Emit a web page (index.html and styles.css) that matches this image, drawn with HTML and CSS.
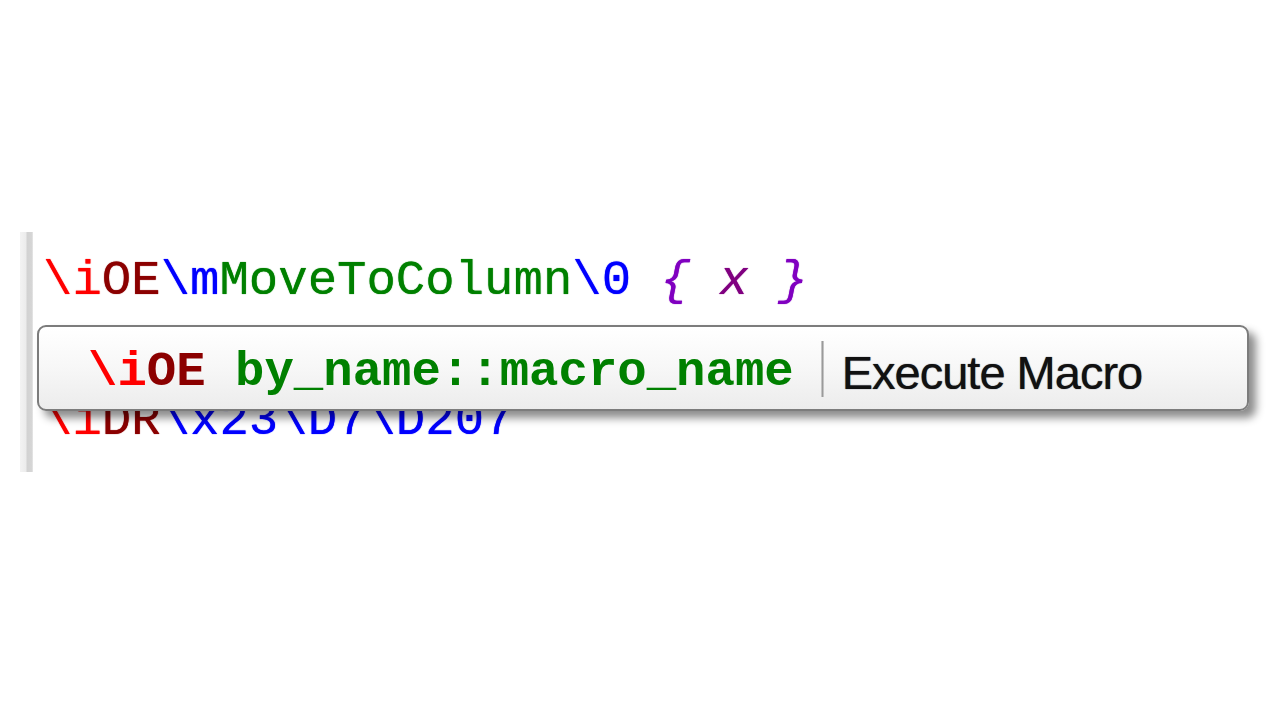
FILE: index.html
```html
<!DOCTYPE html>
<html>
<head>
<meta charset="utf-8">
<link rel="stylesheet" href="styles.css">
</head>
<body>
<div class="editor">
  <div class="gutter"></div>
  <div class="code">
    <div class="line"><span class="esc">\i</span><span class="cmd">OE</span><span class="blue">\m</span><span class="green">MoveToColumn</span><span class="blue">\0</span> <span class="brace">{</span> <span class="arg">x</span> <span class="brace">}</span></div>
    <div class="line"></div>
    <div class="line"><span class="esc">\i</span><span class="cmd">DR</span><span class="blue">\x23\D7\D207</span></div>
    <div class="popup">
      <div class="sig"><span class="esc">\i</span><span class="cmd">OE</span> <span class="green">by_name::macro_name</span></div>
      <div class="sep"></div>
      <div class="desc">Execute Macro</div>
    </div>
  </div>
</div>
</body>
</html>
```

FILE: styles.css
```css
html, body {
  margin: 0;
  padding: 0;
  background: #ffffff;
  width: 1280px;
  height: 719px;
  overflow: hidden;
}

.editor {
  display: flex;
  padding-top: 232px;
  padding-left: 20px;
}

.gutter {
  width: 13px;
  height: 240px;
  background: linear-gradient(to right, #f3f3f3 0, #ececec 6px, #d2d2d2 7px, #d6d6d6 12px, #ededed 13px);
}

.code {
  position: relative;
  padding-left: 10px;
  padding-top: 14px;
  font-family: "Liberation Mono", "Courier New", monospace;
  font-size: 49px;
}

.line {
  height: 70px;
  line-height: 70px;
  white-space: pre;
  text-shadow: 0 0 1px currentColor;
}

.esc { color: #ff0000; }
.cmd { color: #8b0000; }
.blue { color: #0000ff; }
.green { color: #008000; }
.brace { color: #8000c0; font-style: italic; }
.arg { color: #800080; font-style: italic; }

.popup {
  position: absolute;
  left: 4px;
  top: 93px;
  width: 1212px;
  height: 86px;
  border: 2px solid #7c7c7c;
  border-radius: 9px;
  background: linear-gradient(to bottom, #ffffff 0%, #f7f7f7 50%, #ececec 100%);
  box-shadow: 7px 7px 9px rgba(0, 0, 0, 0.45);
  display: flex;
  align-items: center;
  padding-left: 49px;
  padding-top: 8px;
  box-sizing: border-box;
}

.sig {
  font-weight: bold;
  white-space: pre;
}

.sep {
  width: 3px;
  height: 56px;
  margin-left: 27px;
  margin-right: 18px;
  margin-top: -6px;
  background: linear-gradient(to right, #d8d8d8, #9a9a9a, #d8d8d8);
}

.desc {
  font-family: "Liberation Sans", Arial, sans-serif;
  font-size: 47px;
  letter-spacing: -1px;
  color: #111111;
  text-shadow: 0 0 1px #223;
}
```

——

#### WHAT IS ASKED:
Your task is to repeat the material above exactly, without its pictures.

#### RESPONSE:
Emit a web page (index.html and styles.css) that matches this image, drawn with HTML and CSS.
FILE: index.html
```html
<!DOCTYPE html>
<html>
<head>
<meta charset="utf-8">
<link rel="stylesheet" href="styles.css">
</head>
<body>
<div class="editor">
  <div class="gutter"></div>
  <div class="code">
    <div class="line"><span class="esc">\i</span><span class="cmd">OE</span><span class="blue">\m</span><span class="green">MoveToColumn</span><span class="blue">\0</span> <span class="brace">{</span> <span class="arg">x</span> <span class="brace">}</span></div>
    <div class="line"></div>
    <div class="line"><span class="esc">\i</span><span class="cmd">DR</span><span class="blue">\x23\D7\D207</span></div>
    <div class="popup">
      <div class="sig"><span class="esc">\i</span><span class="cmd">OE</span> <span class="green">by_name::macro_name</span></div>
      <div class="sep"></div>
      <div class="desc">Execute Macro</div>
    </div>
  </div>
</div>
</body>
</html>
```

FILE: styles.css
```css
html, body {
  margin: 0;
  padding: 0;
  background: #ffffff;
  width: 1280px;
  height: 719px;
  overflow: hidden;
}

.editor {
  display: flex;
  padding-top: 232px;
  padding-left: 20px;
}

.gutter {
  width: 13px;
  height: 240px;
  background: linear-gradient(to right, #f3f3f3 0, #ececec 6px, #d2d2d2 7px, #d6d6d6 12px, #ededed 13px);
}

.code {
  position: relative;
  padding-left: 10px;
  padding-top: 14px;
  font-family: "Liberation Mono", "Courier New", monospace;
  font-size: 49px;
}

.line {
  height: 70px;
  line-height: 70px;
  white-space: pre;
  text-shadow: 0 0 1px currentColor;
}

.esc { color: #ff0000; }
.cmd { color: #8b0000; }
.blue { color: #0000ff; }
.green { color: #008000; }
.brace { color: #8000c0; font-style: italic; }
.arg { color: #800080; font-style: italic; }

.popup {
  position: absolute;
  left: 4px;
  top: 93px;
  width: 1212px;
  height: 86px;
  border: 2px solid #7c7c7c;
  border-radius: 9px;
  background: linear-gradient(to bottom, #ffffff 0%, #f7f7f7 50%, #ececec 100%);
  box-shadow: 7px 7px 9px rgba(0, 0, 0, 0.45);
  display: flex;
  align-items: center;
  padding-left: 49px;
  padding-top: 8px;
  box-sizing: border-box;
}

.sig {
  font-weight: bold;
  white-space: pre;
}

.sep {
  width: 3px;
  height: 56px;
  margin-left: 27px;
  margin-right: 18px;
  margin-top: -6px;
  background: linear-gradient(to right, #d8d8d8, #9a9a9a, #d8d8d8);
}

.desc {
  font-family: "Liberation Sans", Arial, sans-serif;
  font-size: 47px;
  letter-spacing: -1px;
  color: #111111;
  text-shadow: 0 0 1px #223;
}
```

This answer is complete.